THE PROBLEM: Identify every line in the records below that contains the word "Tailwind", and reproduce each one.

===== DATA LINES

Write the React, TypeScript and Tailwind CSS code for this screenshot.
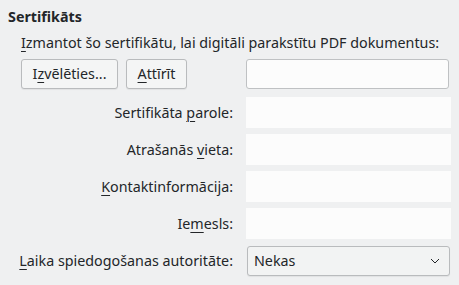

==========
===== DATA LINES

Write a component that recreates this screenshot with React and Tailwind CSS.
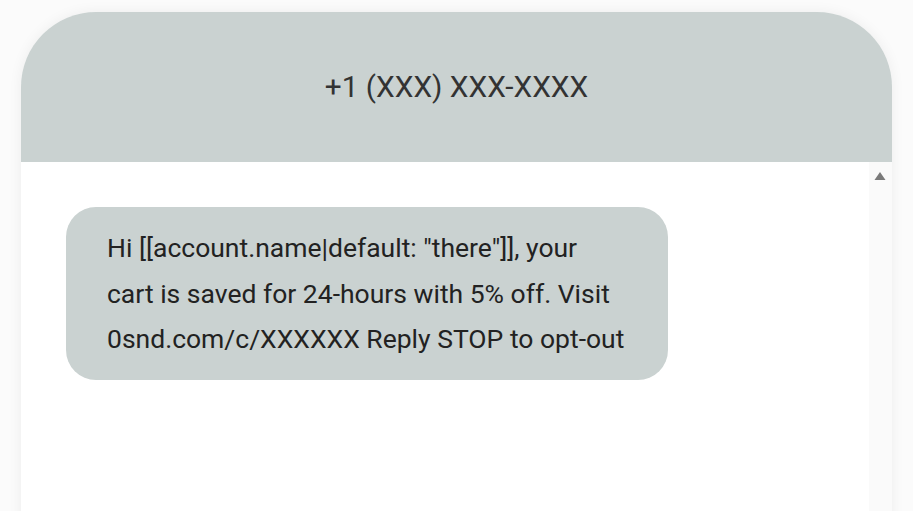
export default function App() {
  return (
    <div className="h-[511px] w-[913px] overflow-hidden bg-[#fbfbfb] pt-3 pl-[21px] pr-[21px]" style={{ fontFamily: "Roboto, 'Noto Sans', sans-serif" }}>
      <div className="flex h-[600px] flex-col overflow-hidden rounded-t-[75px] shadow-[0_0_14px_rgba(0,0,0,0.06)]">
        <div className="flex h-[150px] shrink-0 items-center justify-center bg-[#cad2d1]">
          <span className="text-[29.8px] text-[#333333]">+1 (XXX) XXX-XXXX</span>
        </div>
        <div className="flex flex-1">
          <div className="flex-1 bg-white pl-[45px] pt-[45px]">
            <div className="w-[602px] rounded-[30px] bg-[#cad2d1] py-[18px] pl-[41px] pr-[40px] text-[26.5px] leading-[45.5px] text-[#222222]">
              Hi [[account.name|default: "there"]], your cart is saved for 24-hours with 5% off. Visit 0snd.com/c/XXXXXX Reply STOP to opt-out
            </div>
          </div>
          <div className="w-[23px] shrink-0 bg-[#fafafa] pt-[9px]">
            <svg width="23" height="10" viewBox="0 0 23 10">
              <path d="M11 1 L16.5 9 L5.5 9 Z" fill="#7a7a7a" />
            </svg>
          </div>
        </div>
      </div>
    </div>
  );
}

==========
===== DATA LINES

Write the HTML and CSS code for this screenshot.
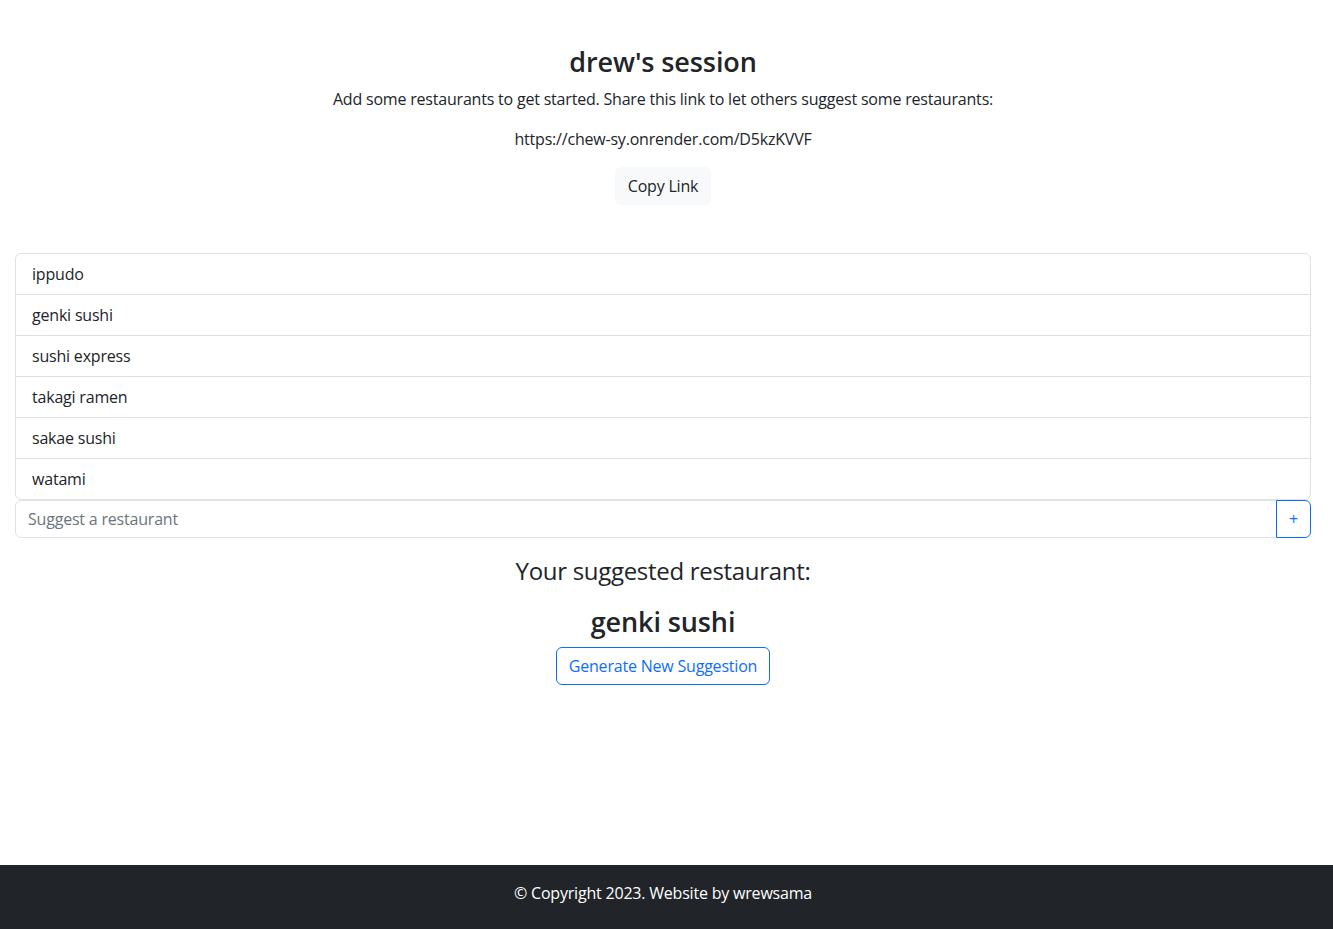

==========

EXPECTED ANSWER:
Write the React, TypeScript and Tailwind CSS code for this screenshot.
Write a component that recreates this screenshot with React and Tailwind CSS.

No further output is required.